**Code that builds pages:**
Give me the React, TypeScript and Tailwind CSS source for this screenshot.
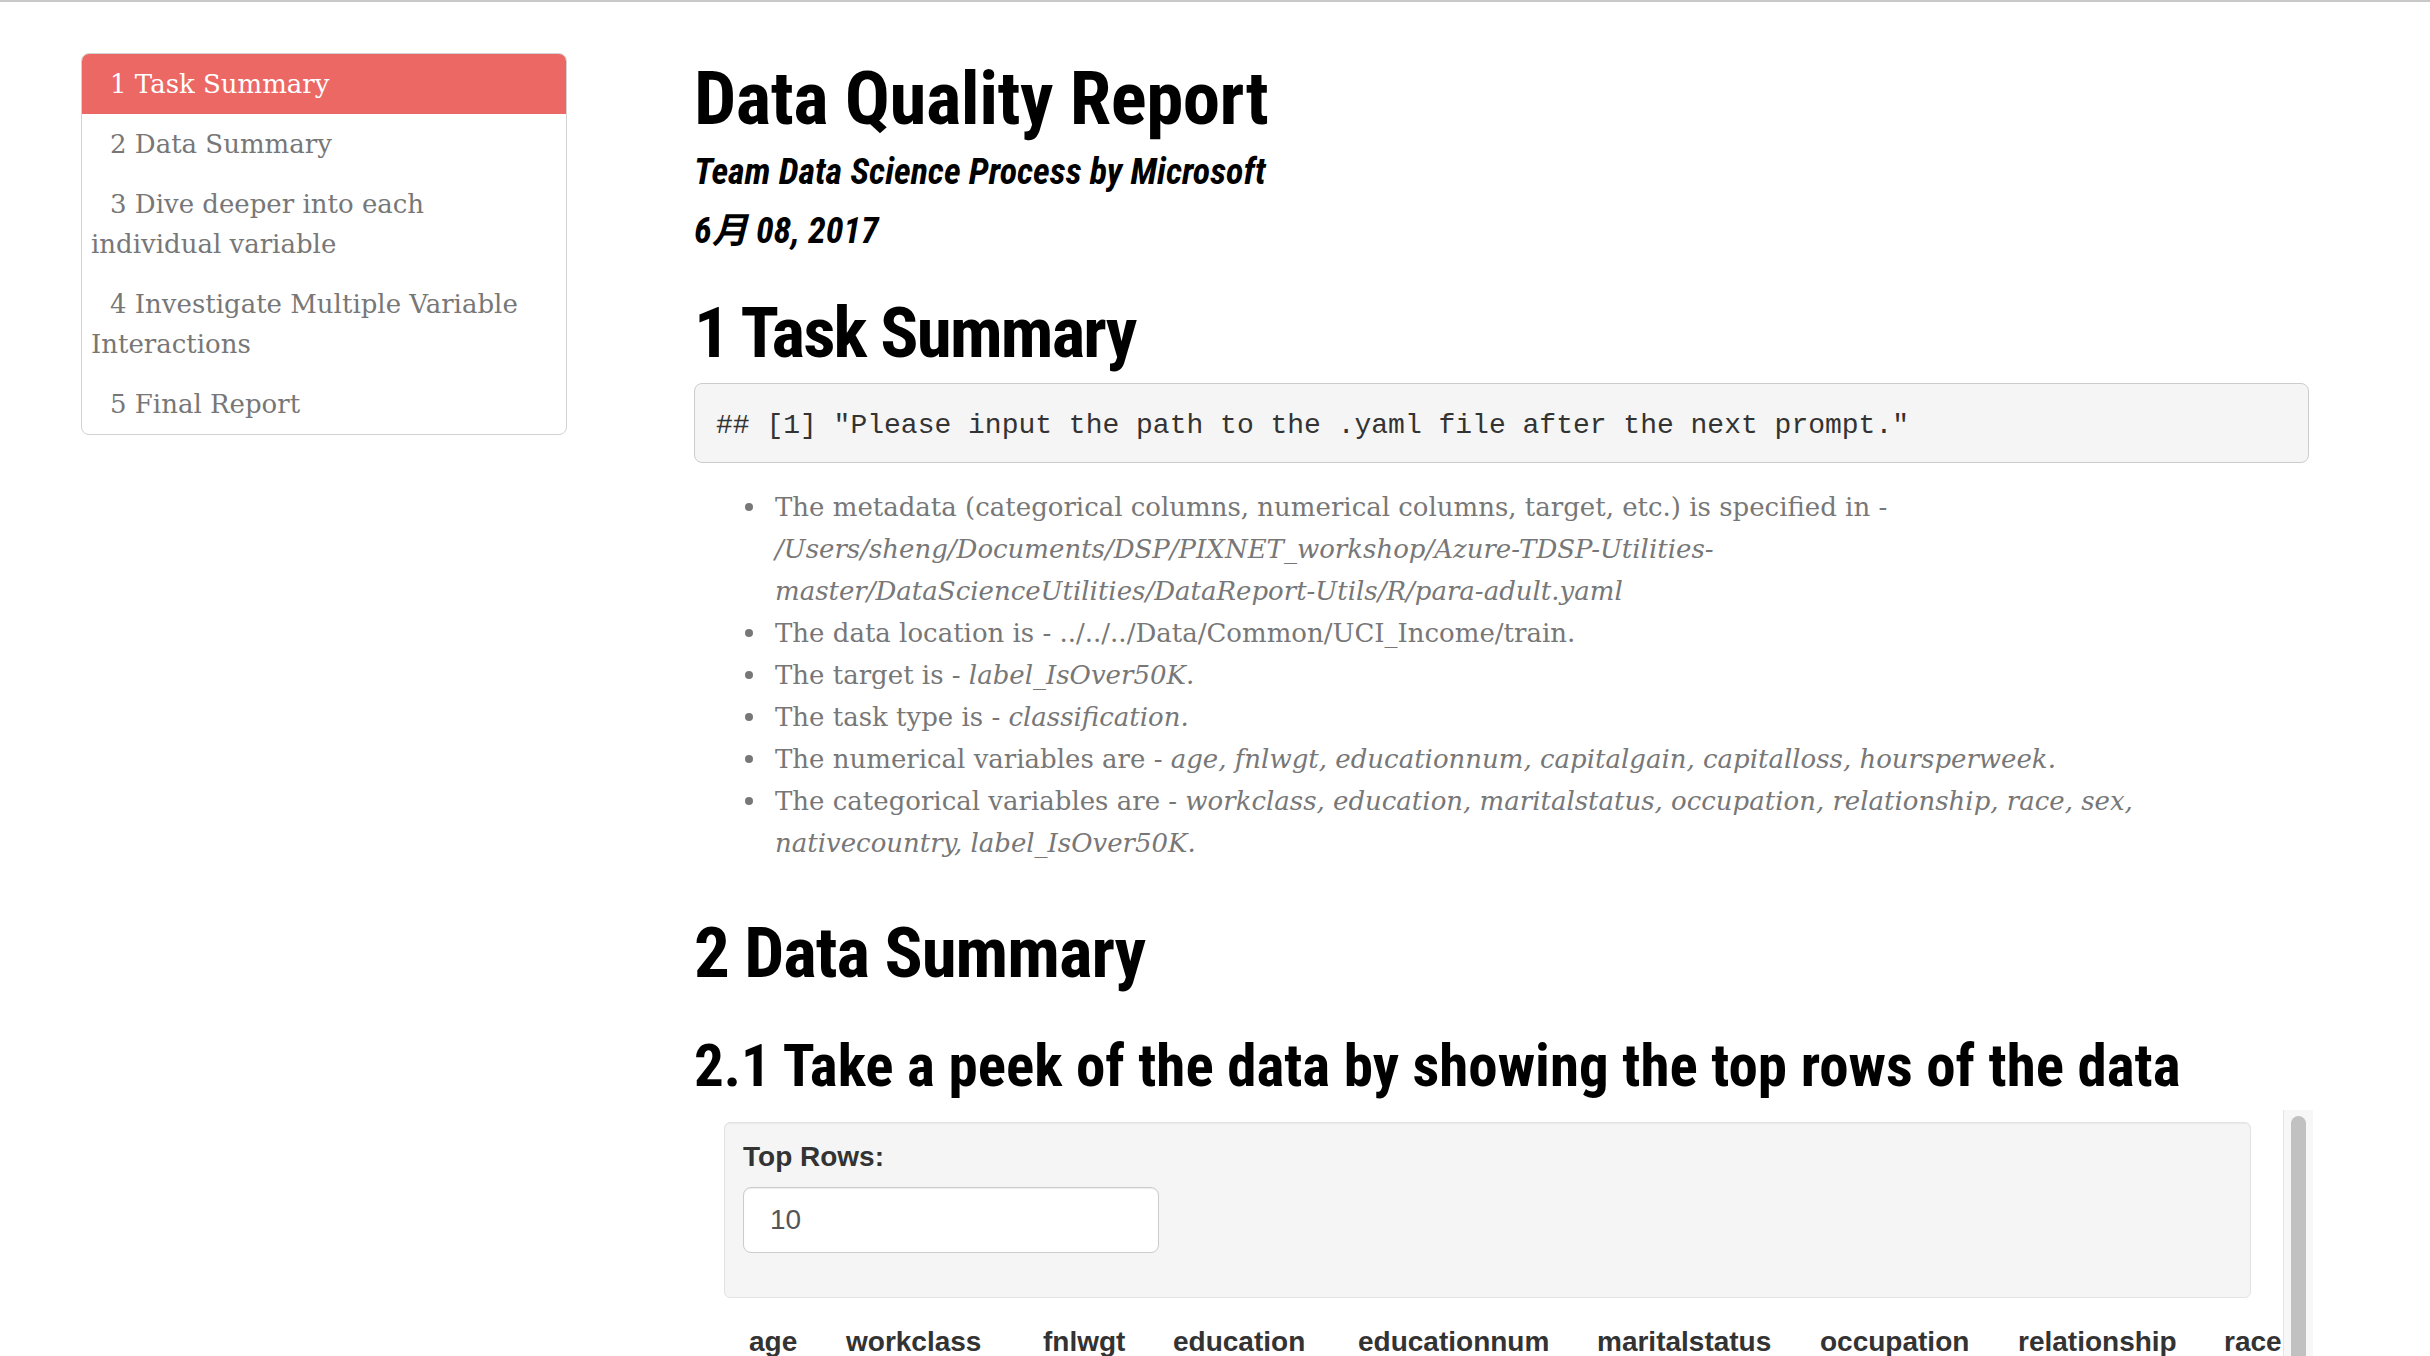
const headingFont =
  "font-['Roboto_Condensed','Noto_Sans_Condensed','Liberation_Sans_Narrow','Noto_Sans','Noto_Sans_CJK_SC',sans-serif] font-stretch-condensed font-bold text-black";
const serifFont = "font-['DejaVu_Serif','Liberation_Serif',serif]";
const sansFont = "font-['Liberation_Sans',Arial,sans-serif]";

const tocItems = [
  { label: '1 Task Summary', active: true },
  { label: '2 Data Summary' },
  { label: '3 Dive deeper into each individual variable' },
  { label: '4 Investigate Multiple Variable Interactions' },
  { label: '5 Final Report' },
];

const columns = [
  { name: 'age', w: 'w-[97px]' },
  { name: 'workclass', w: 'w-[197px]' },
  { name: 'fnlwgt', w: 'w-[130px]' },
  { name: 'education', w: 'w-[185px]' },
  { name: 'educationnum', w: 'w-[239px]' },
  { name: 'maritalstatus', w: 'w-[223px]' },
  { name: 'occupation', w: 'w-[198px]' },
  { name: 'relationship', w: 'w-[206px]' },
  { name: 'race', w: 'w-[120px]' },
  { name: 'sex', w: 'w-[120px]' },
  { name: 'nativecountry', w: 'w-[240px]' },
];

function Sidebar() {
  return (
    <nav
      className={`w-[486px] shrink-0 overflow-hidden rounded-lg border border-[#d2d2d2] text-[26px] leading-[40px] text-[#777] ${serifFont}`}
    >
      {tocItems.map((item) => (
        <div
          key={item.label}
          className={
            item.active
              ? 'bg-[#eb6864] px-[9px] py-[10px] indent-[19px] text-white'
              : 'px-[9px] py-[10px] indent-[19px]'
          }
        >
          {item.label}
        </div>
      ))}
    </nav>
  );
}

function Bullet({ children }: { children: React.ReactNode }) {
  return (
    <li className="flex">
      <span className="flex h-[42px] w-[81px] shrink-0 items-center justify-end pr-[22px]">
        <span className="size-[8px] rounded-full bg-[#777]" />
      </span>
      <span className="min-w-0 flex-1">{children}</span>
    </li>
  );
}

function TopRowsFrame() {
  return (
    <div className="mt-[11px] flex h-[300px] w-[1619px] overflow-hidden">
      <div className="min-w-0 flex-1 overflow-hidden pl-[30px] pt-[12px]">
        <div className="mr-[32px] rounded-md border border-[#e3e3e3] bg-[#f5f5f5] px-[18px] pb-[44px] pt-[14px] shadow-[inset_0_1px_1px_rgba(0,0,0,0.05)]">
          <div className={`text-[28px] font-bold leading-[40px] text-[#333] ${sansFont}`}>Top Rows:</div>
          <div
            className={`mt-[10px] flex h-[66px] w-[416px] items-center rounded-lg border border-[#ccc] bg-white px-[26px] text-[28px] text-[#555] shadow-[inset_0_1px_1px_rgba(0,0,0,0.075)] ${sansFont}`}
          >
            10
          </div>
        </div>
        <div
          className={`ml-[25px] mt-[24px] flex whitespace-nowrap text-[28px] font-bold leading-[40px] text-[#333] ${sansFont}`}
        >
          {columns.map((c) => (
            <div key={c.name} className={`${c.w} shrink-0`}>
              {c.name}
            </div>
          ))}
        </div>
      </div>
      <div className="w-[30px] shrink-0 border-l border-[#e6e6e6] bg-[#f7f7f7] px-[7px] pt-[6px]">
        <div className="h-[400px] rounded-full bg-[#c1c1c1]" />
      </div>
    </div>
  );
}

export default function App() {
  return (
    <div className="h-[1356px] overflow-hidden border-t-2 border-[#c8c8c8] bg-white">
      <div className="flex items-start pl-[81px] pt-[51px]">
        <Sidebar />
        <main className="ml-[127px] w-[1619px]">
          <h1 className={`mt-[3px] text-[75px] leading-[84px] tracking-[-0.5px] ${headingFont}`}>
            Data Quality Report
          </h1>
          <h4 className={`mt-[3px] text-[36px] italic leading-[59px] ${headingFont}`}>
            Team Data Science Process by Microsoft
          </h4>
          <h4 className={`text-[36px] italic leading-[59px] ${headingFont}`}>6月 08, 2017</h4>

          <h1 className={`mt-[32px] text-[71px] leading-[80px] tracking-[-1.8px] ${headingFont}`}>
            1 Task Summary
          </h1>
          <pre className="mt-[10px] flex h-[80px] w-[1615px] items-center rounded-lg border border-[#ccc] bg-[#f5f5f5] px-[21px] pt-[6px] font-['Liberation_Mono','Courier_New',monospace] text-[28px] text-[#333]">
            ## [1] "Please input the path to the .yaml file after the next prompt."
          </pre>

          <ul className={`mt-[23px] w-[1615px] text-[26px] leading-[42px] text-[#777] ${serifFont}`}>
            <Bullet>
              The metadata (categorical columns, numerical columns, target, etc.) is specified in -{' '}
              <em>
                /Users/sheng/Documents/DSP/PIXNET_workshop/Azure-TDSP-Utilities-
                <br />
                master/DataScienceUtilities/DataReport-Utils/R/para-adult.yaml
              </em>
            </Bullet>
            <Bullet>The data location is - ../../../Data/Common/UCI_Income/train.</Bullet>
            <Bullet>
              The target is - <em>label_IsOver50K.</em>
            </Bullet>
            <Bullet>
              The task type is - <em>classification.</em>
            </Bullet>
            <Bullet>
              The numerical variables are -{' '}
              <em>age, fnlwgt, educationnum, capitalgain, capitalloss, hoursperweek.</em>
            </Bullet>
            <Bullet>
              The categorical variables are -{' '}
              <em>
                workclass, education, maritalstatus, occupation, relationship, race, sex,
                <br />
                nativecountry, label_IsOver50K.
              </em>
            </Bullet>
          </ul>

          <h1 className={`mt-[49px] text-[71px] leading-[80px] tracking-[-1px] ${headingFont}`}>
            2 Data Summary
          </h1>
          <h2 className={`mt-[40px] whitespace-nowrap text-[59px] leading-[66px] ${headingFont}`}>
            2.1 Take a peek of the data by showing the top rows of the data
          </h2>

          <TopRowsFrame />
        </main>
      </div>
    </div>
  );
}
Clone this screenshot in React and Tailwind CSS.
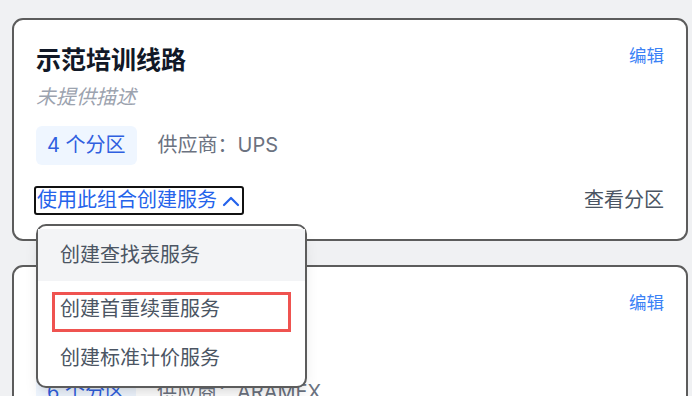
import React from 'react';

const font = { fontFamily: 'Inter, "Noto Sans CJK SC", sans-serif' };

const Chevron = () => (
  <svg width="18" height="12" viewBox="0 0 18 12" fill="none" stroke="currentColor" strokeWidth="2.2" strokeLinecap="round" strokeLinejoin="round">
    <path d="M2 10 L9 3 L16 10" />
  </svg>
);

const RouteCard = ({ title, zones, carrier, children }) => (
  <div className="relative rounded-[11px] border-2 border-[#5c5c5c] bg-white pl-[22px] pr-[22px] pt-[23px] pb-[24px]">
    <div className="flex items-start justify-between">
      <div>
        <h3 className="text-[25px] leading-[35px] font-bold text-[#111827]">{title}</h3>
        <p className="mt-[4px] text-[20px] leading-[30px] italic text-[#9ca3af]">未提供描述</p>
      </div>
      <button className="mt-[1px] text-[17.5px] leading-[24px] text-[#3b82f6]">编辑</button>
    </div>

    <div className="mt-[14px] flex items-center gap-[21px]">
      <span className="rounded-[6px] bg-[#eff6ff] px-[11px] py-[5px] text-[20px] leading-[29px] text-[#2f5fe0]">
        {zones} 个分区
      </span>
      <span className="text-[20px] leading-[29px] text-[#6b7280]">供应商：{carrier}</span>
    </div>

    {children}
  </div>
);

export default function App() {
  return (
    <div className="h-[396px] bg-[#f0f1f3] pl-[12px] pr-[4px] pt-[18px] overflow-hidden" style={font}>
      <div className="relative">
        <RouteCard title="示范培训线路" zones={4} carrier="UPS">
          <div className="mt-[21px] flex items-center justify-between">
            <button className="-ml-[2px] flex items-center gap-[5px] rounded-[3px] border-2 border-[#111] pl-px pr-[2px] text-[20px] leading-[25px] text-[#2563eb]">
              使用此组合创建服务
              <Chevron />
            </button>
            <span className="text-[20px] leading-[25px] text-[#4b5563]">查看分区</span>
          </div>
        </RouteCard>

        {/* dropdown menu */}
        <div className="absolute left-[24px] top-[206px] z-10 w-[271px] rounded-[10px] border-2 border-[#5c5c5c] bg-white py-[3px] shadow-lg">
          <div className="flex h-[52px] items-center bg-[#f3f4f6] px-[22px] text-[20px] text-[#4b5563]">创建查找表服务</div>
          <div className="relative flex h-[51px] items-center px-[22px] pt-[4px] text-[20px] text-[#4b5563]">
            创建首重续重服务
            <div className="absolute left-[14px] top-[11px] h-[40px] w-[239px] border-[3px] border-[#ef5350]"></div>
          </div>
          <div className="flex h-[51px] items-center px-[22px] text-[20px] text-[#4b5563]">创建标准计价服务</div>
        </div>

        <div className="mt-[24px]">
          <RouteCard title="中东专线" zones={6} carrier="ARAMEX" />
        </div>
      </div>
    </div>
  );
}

**Problem details:** From the data above, pick out each line containing "Tailwind" and copy it.

**Response:**
Give me the React, TypeScript and Tailwind CSS source for this screenshot.
Clone this screenshot in React and Tailwind CSS.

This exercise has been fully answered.